* **TO DO**
Wherever the word "this" appears in a line, copy that line.

* **EXTRACTED DATA**
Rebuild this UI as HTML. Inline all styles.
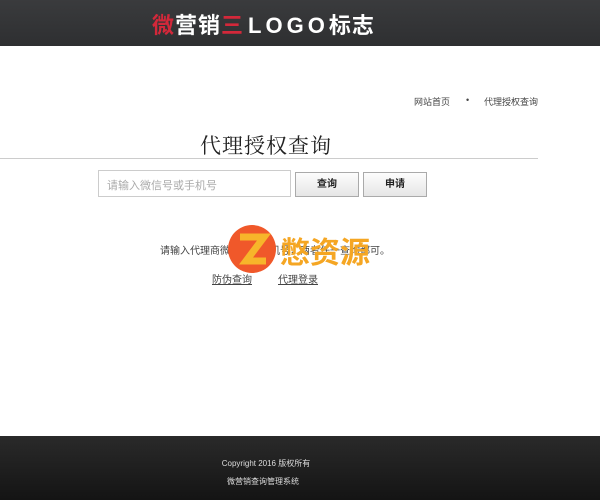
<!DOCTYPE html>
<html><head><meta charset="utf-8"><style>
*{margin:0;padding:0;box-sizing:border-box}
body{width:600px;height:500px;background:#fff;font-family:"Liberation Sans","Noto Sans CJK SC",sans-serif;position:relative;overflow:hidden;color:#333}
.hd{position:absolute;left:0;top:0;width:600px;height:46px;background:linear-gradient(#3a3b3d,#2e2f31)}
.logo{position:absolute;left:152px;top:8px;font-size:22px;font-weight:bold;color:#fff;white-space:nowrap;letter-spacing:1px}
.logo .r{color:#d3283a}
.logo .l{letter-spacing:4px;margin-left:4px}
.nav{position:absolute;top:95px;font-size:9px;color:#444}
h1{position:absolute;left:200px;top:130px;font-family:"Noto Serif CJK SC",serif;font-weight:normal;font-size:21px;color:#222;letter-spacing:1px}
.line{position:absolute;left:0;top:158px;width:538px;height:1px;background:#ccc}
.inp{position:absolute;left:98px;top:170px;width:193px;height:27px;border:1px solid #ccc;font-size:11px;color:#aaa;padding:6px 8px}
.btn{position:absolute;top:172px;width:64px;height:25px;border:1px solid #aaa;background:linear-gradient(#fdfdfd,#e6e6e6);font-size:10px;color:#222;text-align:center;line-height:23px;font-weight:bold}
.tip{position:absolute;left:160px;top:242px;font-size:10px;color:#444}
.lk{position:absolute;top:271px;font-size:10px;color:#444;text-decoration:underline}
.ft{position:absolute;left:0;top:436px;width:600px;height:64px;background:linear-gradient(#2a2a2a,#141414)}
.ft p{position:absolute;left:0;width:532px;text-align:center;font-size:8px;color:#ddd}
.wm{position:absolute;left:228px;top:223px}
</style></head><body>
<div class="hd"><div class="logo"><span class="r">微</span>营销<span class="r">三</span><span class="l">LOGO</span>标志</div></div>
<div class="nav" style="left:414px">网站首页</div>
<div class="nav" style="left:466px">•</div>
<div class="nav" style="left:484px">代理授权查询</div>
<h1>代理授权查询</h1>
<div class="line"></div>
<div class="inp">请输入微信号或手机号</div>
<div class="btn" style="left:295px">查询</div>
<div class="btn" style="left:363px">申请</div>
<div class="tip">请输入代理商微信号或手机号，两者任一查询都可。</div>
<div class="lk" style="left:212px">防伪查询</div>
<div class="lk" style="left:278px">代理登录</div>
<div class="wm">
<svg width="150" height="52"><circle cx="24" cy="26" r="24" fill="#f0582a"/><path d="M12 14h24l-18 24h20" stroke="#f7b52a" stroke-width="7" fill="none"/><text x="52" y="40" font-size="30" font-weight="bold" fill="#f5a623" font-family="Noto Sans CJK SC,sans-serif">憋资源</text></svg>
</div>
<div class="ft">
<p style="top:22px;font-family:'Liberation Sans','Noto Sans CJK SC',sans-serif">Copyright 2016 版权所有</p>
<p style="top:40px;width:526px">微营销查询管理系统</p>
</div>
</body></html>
--
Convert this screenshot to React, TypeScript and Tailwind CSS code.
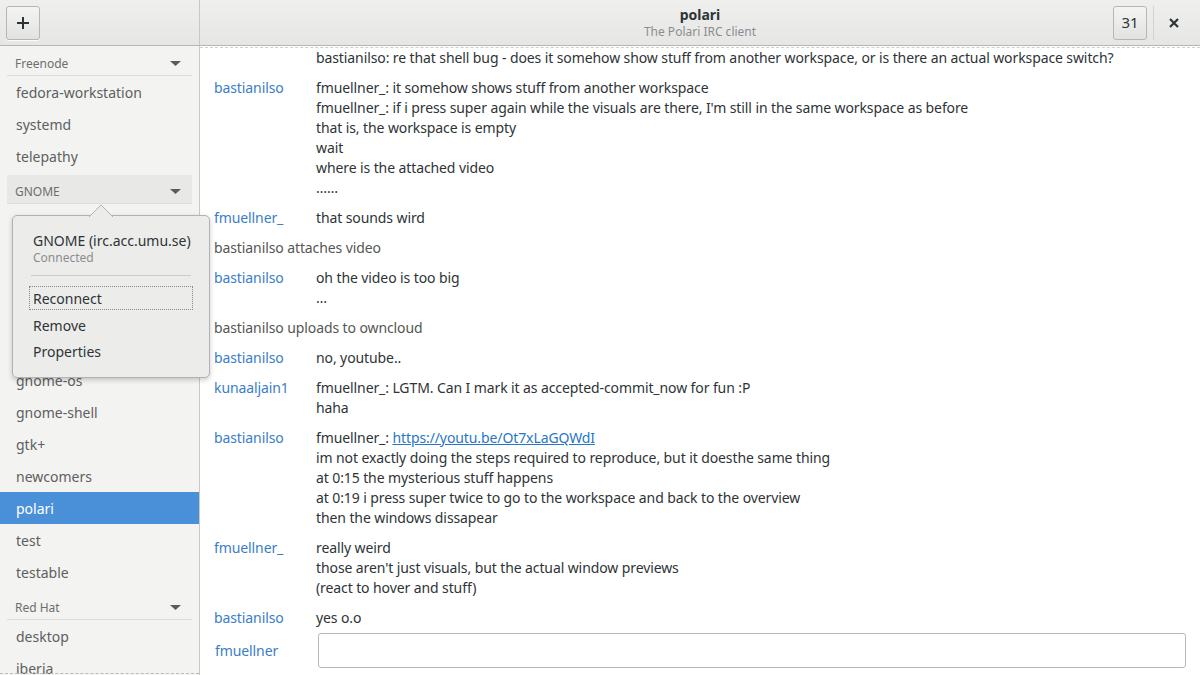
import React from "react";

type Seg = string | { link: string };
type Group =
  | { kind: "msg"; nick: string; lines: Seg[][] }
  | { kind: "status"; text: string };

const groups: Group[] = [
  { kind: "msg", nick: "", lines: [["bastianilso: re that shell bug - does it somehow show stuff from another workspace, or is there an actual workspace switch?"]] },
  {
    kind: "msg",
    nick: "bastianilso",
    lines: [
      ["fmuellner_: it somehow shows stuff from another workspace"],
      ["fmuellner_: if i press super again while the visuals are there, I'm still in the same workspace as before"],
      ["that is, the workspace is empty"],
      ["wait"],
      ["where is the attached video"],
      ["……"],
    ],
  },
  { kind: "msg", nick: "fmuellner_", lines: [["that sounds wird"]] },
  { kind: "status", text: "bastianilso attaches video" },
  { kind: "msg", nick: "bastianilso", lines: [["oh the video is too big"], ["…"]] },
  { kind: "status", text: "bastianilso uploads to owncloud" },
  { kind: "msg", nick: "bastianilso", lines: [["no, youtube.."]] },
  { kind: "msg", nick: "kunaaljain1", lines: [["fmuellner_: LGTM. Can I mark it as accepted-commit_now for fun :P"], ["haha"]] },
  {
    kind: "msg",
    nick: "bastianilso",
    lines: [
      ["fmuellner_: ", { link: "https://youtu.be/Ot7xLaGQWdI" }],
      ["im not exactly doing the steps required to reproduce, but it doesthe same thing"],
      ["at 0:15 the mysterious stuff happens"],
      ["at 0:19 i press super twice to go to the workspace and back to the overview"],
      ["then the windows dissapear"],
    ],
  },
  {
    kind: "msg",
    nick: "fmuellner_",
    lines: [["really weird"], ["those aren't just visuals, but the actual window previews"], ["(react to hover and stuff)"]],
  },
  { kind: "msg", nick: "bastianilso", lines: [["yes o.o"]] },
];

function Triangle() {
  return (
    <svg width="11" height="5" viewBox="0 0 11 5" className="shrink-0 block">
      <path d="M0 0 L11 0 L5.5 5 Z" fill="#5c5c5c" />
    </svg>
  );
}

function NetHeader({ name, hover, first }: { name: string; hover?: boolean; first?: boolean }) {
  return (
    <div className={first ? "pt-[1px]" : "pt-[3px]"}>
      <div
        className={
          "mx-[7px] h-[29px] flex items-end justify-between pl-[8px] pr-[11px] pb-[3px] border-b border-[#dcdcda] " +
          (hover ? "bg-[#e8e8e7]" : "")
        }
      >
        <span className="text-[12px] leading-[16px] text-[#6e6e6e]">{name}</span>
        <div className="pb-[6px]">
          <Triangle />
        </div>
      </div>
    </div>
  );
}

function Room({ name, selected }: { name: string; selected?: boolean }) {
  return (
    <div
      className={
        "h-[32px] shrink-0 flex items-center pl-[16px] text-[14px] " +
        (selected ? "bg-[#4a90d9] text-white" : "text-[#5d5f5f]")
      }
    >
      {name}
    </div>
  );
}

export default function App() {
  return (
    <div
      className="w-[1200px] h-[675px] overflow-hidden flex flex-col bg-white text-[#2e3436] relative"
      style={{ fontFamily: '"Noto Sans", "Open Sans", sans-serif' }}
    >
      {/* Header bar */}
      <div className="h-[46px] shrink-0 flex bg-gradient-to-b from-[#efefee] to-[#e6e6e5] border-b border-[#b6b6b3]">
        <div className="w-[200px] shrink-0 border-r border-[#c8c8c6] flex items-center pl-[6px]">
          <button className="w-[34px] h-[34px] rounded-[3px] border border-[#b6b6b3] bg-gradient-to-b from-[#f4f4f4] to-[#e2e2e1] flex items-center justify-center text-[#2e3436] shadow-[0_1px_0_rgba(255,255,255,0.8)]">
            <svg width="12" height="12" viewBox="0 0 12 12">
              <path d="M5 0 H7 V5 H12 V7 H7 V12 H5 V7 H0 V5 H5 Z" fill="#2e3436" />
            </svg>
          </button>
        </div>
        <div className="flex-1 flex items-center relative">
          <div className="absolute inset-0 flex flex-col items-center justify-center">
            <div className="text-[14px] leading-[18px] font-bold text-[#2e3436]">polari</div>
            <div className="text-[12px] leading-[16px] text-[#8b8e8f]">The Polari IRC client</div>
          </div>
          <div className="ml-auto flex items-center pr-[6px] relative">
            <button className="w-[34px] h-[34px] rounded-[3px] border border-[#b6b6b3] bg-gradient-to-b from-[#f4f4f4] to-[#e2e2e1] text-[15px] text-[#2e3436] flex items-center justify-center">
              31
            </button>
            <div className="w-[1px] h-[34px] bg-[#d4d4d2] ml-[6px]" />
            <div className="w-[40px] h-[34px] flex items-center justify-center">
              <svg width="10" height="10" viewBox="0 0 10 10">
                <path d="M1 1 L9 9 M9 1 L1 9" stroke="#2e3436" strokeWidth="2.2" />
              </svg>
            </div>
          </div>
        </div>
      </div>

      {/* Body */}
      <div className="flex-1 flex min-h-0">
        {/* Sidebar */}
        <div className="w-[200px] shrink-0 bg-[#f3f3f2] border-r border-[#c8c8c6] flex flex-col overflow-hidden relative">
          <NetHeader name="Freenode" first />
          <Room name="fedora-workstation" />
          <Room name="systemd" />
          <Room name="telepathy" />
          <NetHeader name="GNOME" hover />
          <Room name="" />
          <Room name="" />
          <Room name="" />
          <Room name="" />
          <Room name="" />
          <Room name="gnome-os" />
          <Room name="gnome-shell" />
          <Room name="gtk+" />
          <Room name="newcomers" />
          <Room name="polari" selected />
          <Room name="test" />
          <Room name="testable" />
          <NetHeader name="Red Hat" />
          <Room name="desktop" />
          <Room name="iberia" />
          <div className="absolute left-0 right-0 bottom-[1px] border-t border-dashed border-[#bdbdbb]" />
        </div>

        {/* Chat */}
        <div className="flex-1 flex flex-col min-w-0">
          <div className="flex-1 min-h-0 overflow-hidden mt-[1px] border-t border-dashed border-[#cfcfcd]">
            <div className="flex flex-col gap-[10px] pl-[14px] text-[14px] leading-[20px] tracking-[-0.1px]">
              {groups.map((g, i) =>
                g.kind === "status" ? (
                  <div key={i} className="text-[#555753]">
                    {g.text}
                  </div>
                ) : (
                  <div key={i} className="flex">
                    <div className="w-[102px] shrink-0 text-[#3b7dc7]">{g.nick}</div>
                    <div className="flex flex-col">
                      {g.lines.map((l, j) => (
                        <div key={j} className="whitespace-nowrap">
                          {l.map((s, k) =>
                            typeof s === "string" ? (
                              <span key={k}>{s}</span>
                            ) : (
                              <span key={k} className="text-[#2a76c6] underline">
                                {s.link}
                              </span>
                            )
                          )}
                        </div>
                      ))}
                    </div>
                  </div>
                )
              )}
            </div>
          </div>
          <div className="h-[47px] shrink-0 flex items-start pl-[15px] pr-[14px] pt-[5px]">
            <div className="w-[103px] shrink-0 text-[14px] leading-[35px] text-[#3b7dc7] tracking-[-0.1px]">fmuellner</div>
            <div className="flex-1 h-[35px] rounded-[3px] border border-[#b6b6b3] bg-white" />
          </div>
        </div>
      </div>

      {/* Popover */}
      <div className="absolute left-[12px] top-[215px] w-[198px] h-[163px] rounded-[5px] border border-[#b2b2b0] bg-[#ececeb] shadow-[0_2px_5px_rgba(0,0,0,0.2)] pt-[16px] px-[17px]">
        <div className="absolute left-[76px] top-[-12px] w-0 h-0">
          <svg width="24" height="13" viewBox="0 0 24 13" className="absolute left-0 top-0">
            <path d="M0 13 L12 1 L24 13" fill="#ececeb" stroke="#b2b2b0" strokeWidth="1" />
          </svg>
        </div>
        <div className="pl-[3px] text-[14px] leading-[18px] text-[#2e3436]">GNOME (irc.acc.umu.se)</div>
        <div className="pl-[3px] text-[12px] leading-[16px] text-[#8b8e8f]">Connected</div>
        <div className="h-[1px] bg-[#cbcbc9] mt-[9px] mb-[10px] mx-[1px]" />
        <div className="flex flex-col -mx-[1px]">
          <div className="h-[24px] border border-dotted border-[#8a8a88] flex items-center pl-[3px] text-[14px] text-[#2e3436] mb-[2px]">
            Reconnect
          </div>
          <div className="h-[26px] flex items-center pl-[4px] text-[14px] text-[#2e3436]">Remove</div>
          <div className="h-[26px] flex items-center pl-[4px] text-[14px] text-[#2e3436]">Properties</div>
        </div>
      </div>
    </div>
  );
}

* **WRITTEN RESPONSE**
Rebuild this UI as HTML. Inline all styles.
Convert this screenshot to React, TypeScript and Tailwind CSS code.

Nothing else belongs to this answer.